TensorFlow Model Profiler

This application is designed to profile a TensorFlow Lite Micro model on Silicon Labs hardware. The model used by the application is provided by a TensorFlow Lite flatbuffer file called model.tflite in the config/tflite subdirectory. The profiler will measure the number of CPU clock cycles and elapsed time in each layer of the model when performing an inference. It will also produce a summary when inference is done. The input layer of the model is filled with all zeroes before performing a single inference. Profiling results are transmitted over VCOM.

In order to run the application with a different .tflite model the user can replace the file called model.tflite with a new TensorFlow Lite Micro flatbuffer file. This new file must also be called "model.tflite" and be placed inside the config/tflite subdirectory in order to be picked up by the sample application. After the model has been replaced the user will need to regenerate the project.

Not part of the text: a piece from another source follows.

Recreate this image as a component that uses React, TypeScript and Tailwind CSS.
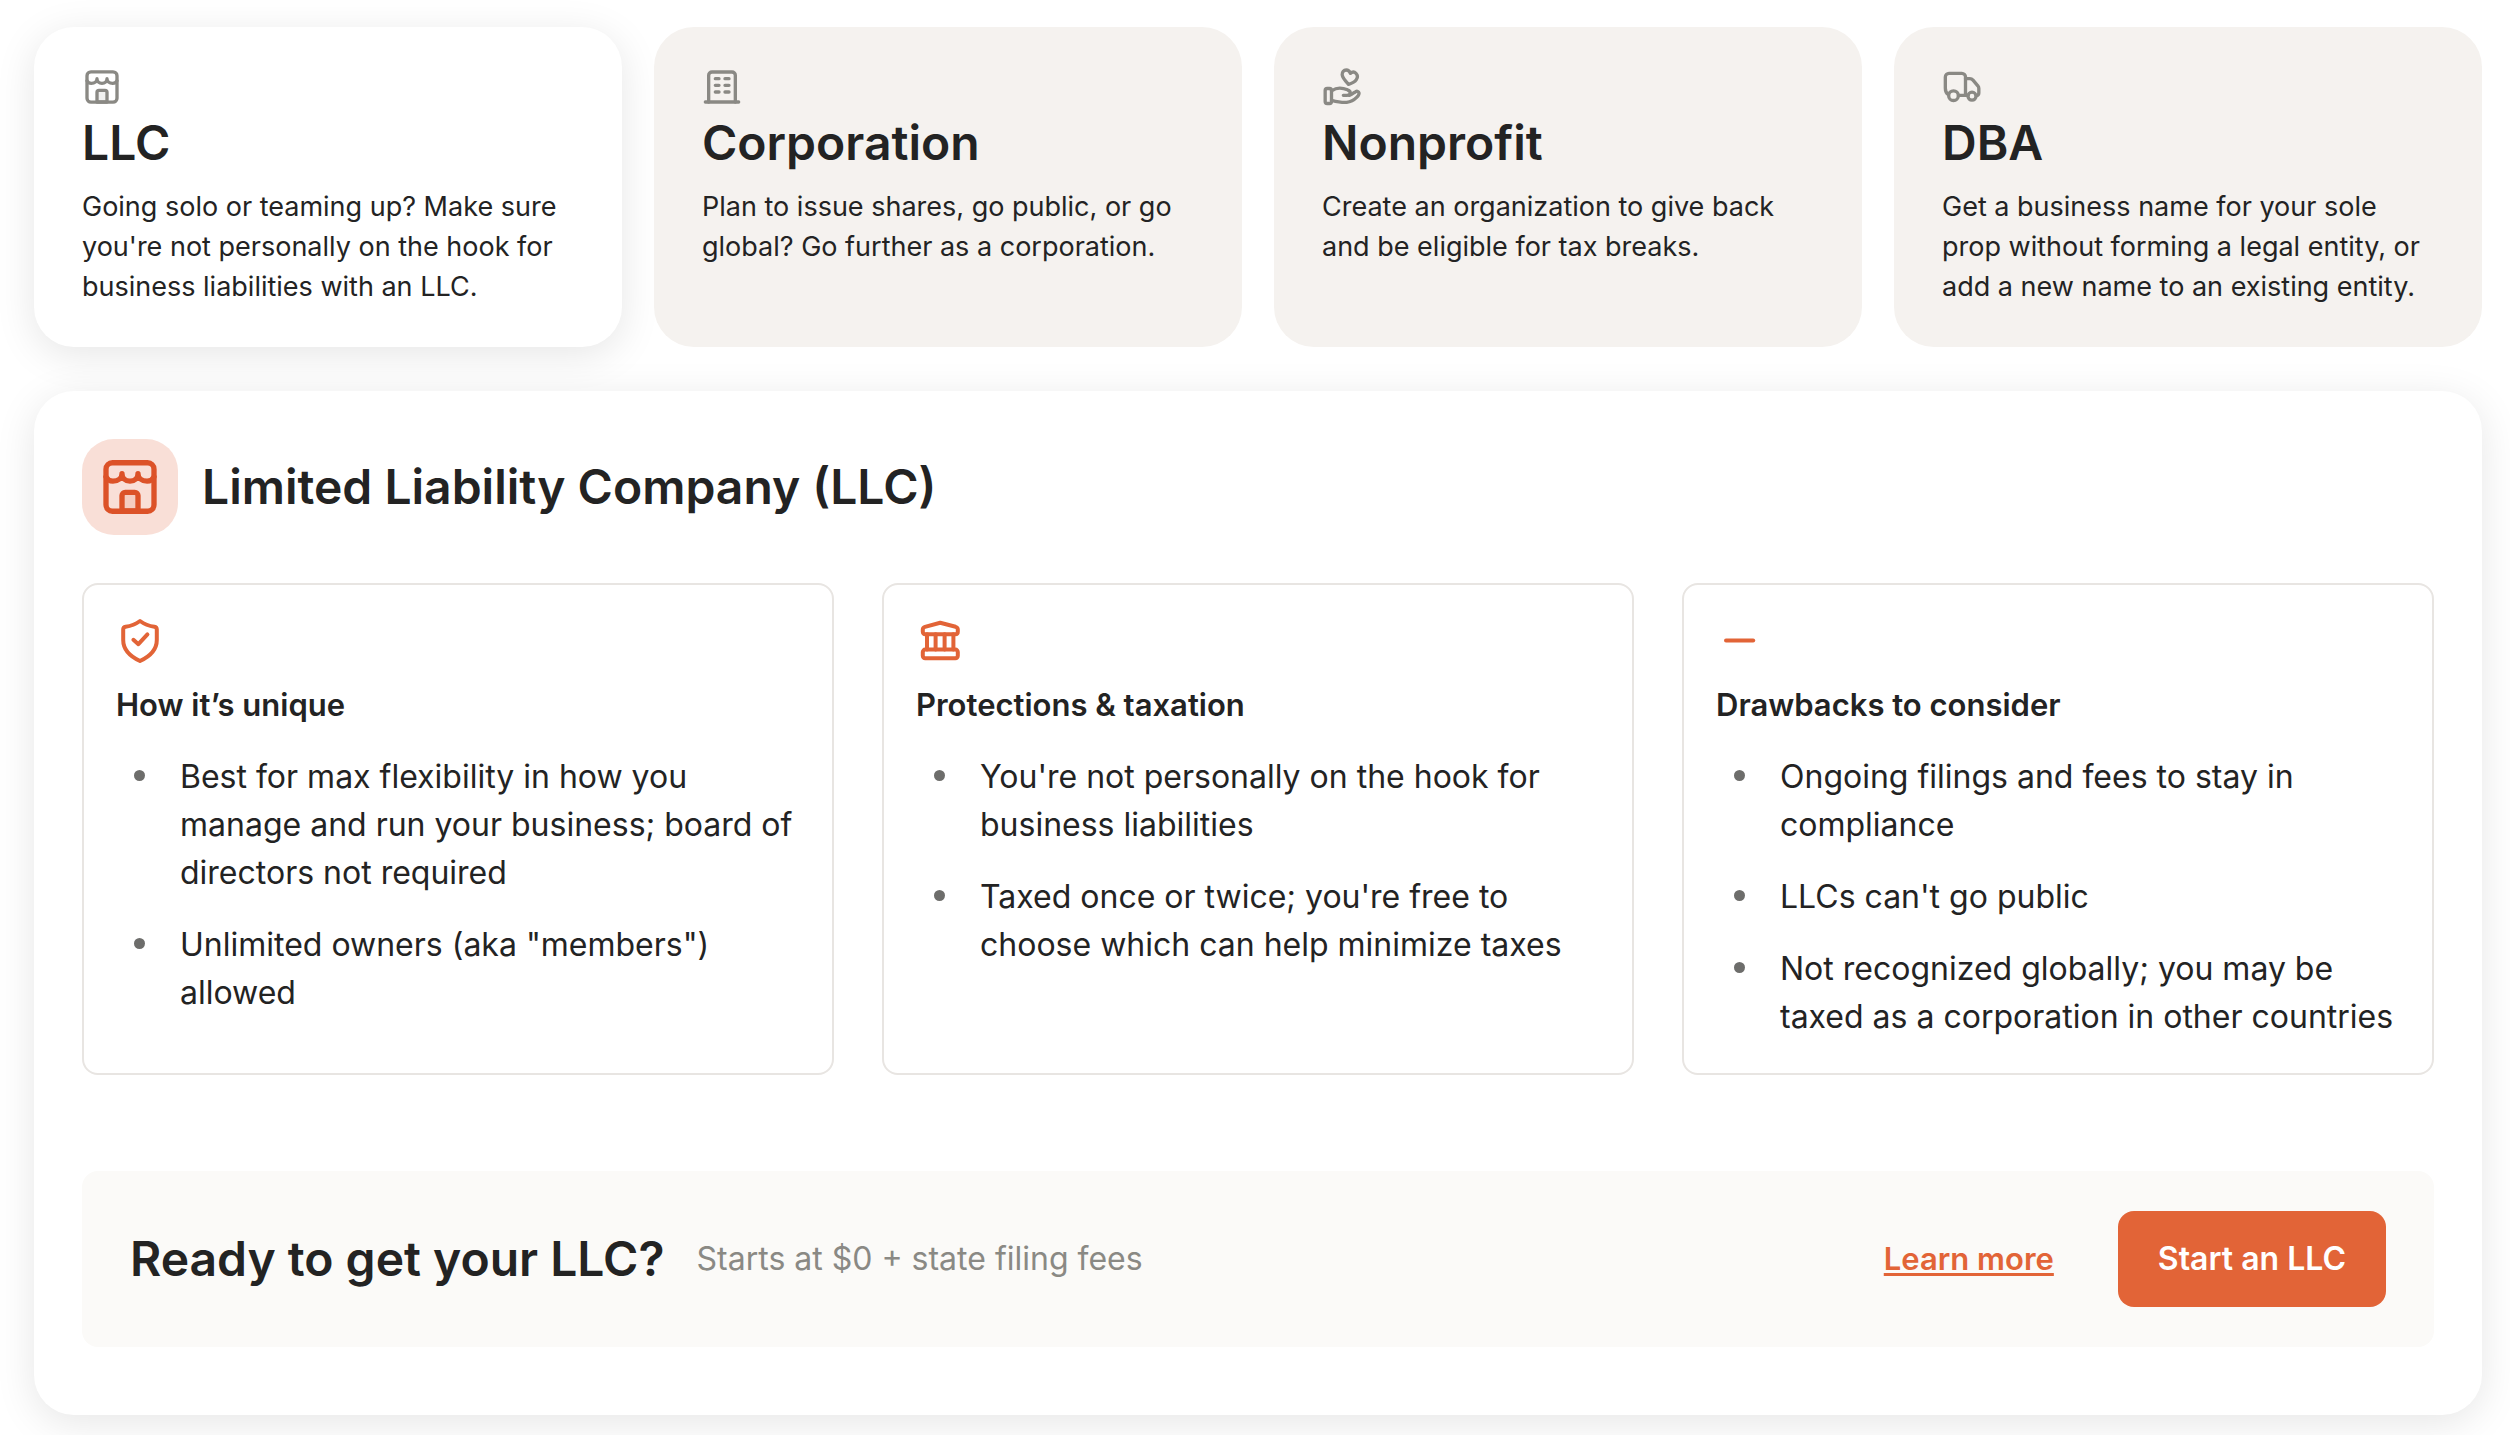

In order to load and perform inference on a TensorFlow Lite Micro model we need to allocate a number of bytes to a "tensor arena" in order to hold state needed by TensorFlow Lite Micro. The size of this tensor arena depends on the size of the model and the number of operators. This TensorFlow Model Profiler application can be used to measure the amount of RAM needed by the tensor arena in order to load the specific TensorFlow Lite Micro model. This is measured by dynamically allocating RAM for the tensor arena and reporting the number of bytes needed on VCOM. The number of bytes needed for the tensor arean can later be used to statically allocate memory when the model is used in a different application.

Getting Started with Machine Learning on Silicon Labs Devices

Getting Started with Machine Learning provides step-by-step instructions on how to build a machine learning (ML) application using TensorFlow Lite for Microcontrollers on Silicon Labs devices.

Version

Commit #3e190e5389be49c94475e509452bdae245bd4fa6 of TensorFlow Lite for Microcontrollers is used in the Gecko SDK.